Leben
aus den Druckern

Theater Gertrude Steins Roman „The Making of Americans“ wird im Theaterdiscounter vorgestellt

Es gibt immer einen Satz, der länger hängen bleibt als andere. „Ich lerne gerade viel über das Sein in Männern und Frauen, wenn sie 61 werden“, sagt eine der deutlich jüngeren Schauspielerinnen, mehrmals, und amüsiert sich damit, die Grauhaarigen im Publikum anzulächeln. Es ist aber auch ein außerordentlicher feiner Satz, in diesem Stück nach Gertrude Stein, sich mit Anfang 60 anzufreunden. Unaufdringlich und freundlich.

Im Theaterdiscounter ist eine Produktion vom Theater Winkelwiese aus Zürich zu Gast. Der Regisseur Marcel Schwald steigt mit drei Schauspielerinnen in Gertrude Steins Roman „The Making of Americans“ ein, erstmals 1924 veröffentlicht. Der erzählt die Geschichte von vier amerikanischen Familien und die Vorgeschichte der Großeltern, Auswanderer aus Europa. Dass die noch ein, zwei Generationen Zeit hatten, Amerikaner zu werden und nicht, wie Migranten heute vielfach, Anpassung sofort leisten mussten, wird deutlich als ein Motiv, sich diesem Roman zuzuwenden.

Vor allem der ausführliche Prolog, in dem eine Frau in einem Zelt mit dem dicken Buch hantiert, betont diesen Kontext und wirft auch einen kritischen Blick auf die Schriftstellerin. Das ist ein amüsanter Literaturunterricht. Im zweiten Teil wird viel aus dem Buch zitiert, Drucker unter der Decke lassen Blätter auf die Darstellerinnen regnen, sie bewegen sich durch ein auf Papier überliefertem Leben.

Alfred Hersland ist einer der Romanprotagonisten, auf den sich das Spiel bald konzentriert. Auf seine durchaus strategische Wahl einer Braut aus reichem Haus. Auf die Selbstverständlichkeiten seines in der Welt-Seins. Auf das Amerikaner-geworden-Sein, über das seine Großeltern noch nicht verfügen konnten.

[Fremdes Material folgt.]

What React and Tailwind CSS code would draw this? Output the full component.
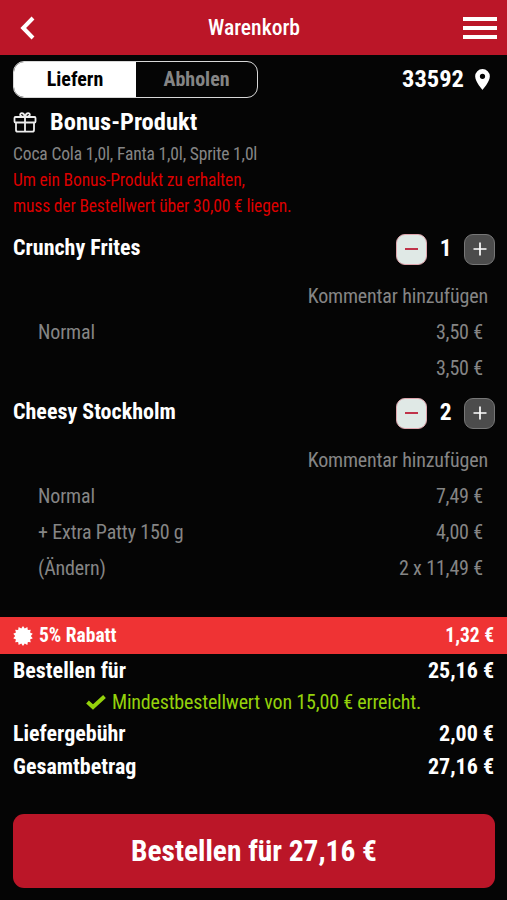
import React from "react";

const line = "flex items-center justify-between";

function Stepper({ count }) {
  return (
    <div className="flex items-center">
      <button className="flex h-[31px] w-[31px] items-center justify-center rounded-[9px] border border-[#dfa6ae] bg-[#e0e9e6]">
        <span className="h-[2px] w-[13px] bg-[#c0334a]" />
      </button>
      <span className="w-[37px] text-center text-[23.5px] font-bold text-white">{count}</span>
      <button className="flex h-[31px] w-[31px] items-center justify-center rounded-[9px] border border-[#777] bg-[#4c4c4c]">
        <svg width="14" height="14" viewBox="0 0 14 14" stroke="#fff" strokeWidth="1.7">
          <path d="M7 .5v13M.5 7h13" />
        </svg>
      </button>
    </div>
  );
}

function Item({ name, count, rows }) {
  return (
    <section>
      <div className={`${line} h-[31px] pr-3 pl-[13px]`}>
        <h3 className="-mt-[2px] text-[22px] font-bold tracking-normal text-white">{name}</h3>
        <Stepper count={count} />
      </div>
      <p className="mt-[13px] h-9 pr-[19px] text-right leading-9">Kommentar hinzufügen</p>
      <div className="pt-px">
        {rows.map(([label, price], i) => (
          <div key={i} className={`${line} h-[35.6px] pr-[24px] pl-[38px]`}>
            <span>{label}</span>
            <span>{price}</span>
          </div>
        ))}
      </div>
    </section>
  );
}

const badge = Array.from({ length: 28 }, (_, i) => {
  const r = i % 2 ? 7.8 : 10;
  const a = (i * Math.PI) / 14;
  return `${(r * Math.sin(a)).toFixed(2)},${(-r * Math.cos(a)).toFixed(2)}`;
}).join(" ");

export default function App() {
  return (
    <main className="flex h-[900px] w-[507px] flex-col overflow-hidden bg-[#050505] font-['Roboto_Condensed',Roboto,sans-serif] text-[20px] leading-none text-[#858585] [font-stretch:75%]">
      <header className={`${line} h-[54.5px] shrink-0 bg-[#bb1628] pt-px pr-[10px] pl-5`}>
        <svg width="34" height="24" viewBox="0 0 34 24" fill="none" stroke="#fff" strokeWidth="4">
          <path d="M13 2 3.200 12 13 22" />
        </svg>
        <h1 className="-ml-[9px] text-[21.6px] font-medium text-white">Warenkorb</h1>
        <div className="flex w-[34px] flex-col gap-[5px]">
          <i className="h-[4px] bg-white" />
          <i className="h-[4px] bg-white" />
          <i className="h-[4px] bg-white" />
        </div>
      </header>

      <div className={`${line} mt-[6px] h-[37px] shrink-0 pr-[17px] pl-[13px] font-bold`}>
        <div className="flex h-[37px] w-[245px] overflow-hidden rounded-[11px] border border-[#d8d8d8] text-[20px]">
          <span className="flex w-[122px] items-center justify-center bg-white text-black">Liefern</span>
          <span className="flex flex-1 items-center justify-center">Abholen</span>
        </div>
        <div className="flex items-center gap-[11px] text-[24.5px] text-white">
          33592
          <svg width="15" height="21" viewBox="5 2 14 20" fill="#fff">
            <path d="M12 2a7 7 0 0 0-7 7c0 5.250 7 13 7 13s7-7.750 7-13a7 7 0 0 0-7-7zm0 9.500a2.500 2.500 0 1 1 0-5 2.500 2.500 0 0 1 0 5z" />
          </svg>
        </div>
      </div>

      <div className="flex h-[43px] shrink-0 items-center gap-[13px] pt-[7px] pl-[13px]">
        <svg width="24" height="21" viewBox="0 0 24 21" fill="none" stroke="#eee" strokeWidth="1.8">
          <rect x="1.500" y="5" width="21" height="5.500" rx="1" />
          <path d="M3 10.500v7.500q0 1.700 1.700 1.700h14.600q1.700 0 1.700-1.700v-7.500M12 5v14.500M11.800 5C6 5 6.500 1.200 8.800 1.200 10.800 1.200 11.500 3 12 5c.5-2 1.200-3.800 3.200-3.800C17.500 1.200 18 5 12.200 5" />
        </svg>
        <h2 className="text-[24.5px] font-bold text-white">Bonus-Produkt</h2>
      </div>
      <div className="h-[93px] shrink-0 pl-[13px] text-[17.5px] leading-[26px] tracking-[-0.16px]">
        <p>Coca Cola 1,0l, Fanta 1,0l, Sprite 1,0l</p>
        <p className="text-[#dc0000]">Um ein Bonus-Produkt zu erhalten,</p>
        <p className="text-[#dc0000]">muss der Bestellwert über 30,00 € liegen.</p>
      </div>

      <div className="flex flex-col gap-[12px] tracking-[-0.15px]">
        <Item name="Crunchy Frites" count={1} rows={[["Normal", "3,50 €"], ["", "3,50 €"]]} />
        <Item
          name="Cheesy Stockholm"
          count={2}
          rows={[["Normal", "7,49 €"], ["+ Extra Patty 150 g", "4,00 €"], ["(Ändern)", "2 x 11,49 €"]]}
        />
      </div>

      <footer className="mt-auto text-[22px] font-bold text-white">
        <div className={`${line} h-[37px] bg-[#ef3334] px-[13px] pt-px text-[19.5px]`}>
          <span className="flex items-center gap-[6px]">
            <svg width="20" height="20" viewBox="-10 -10 20 20" fill="#fff">
              <polygon points={badge} />
            </svg>
            5% Rabatt
          </span>
          <span>1,32 €</span>
        </div>
        <div className={`${line} h-[33px] px-[13px]`}>
          <span>Bestellen für</span>
          <span>25,16 €</span>
        </div>
        <p className="flex h-[30px] items-center justify-center gap-[6px] text-[20px] font-normal tracking-[-0.19px] text-[#94d20b]">
          <svg width="20" height="15" viewBox="0 0 20 15" fill="none" stroke="#94d20b" strokeWidth="4">
            <path d="m1.500 7 5.500 5L18.500 1.500" />
          </svg>
          Mindestbestellwert von 15,00 € erreicht.
        </p>
        <div className={`${line} h-[33px] px-[13px]`}>
          <span>Liefergebühr</span>
          <span>2,00 €</span>
        </div>
        <div className={`${line} h-[33px] px-[13px]`}>
          <span>Gesamtbetrag</span>
          <span>27,16 €</span>
        </div>
        <button className="mx-[13px] mt-[31px] mb-3 flex h-[74px] w-[482px] items-center justify-center rounded-[11px] bg-[#bb1628] pt-px text-[29.4px] font-bold">
          Bestellen für 27,16 €
        </button>
      </footer>
    </main>
  );
}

Und je länger das Stück dauert, desto mehr ergreift der Rhythmus der Sprache, die Strategie des Erzählens und Auslassens, die musikalische Struktur des Textes Besitz von den Schauspielerinnen. Vom Erzählen über Literatur braucht es doch etwas lange, bis sie darin eintauchen. Das Privileg zu haben, zu beobachten, zu lesen, zu schreiben, den Menschen zu begreifen; das, erzählen sie anfangs, machte Gertrude Stein aus. Und irgendwann auch ihr eigenes Spiel.

Katrin Bettina Müller

Theaterdiscounter, 4. Dezember, 20 Uhr.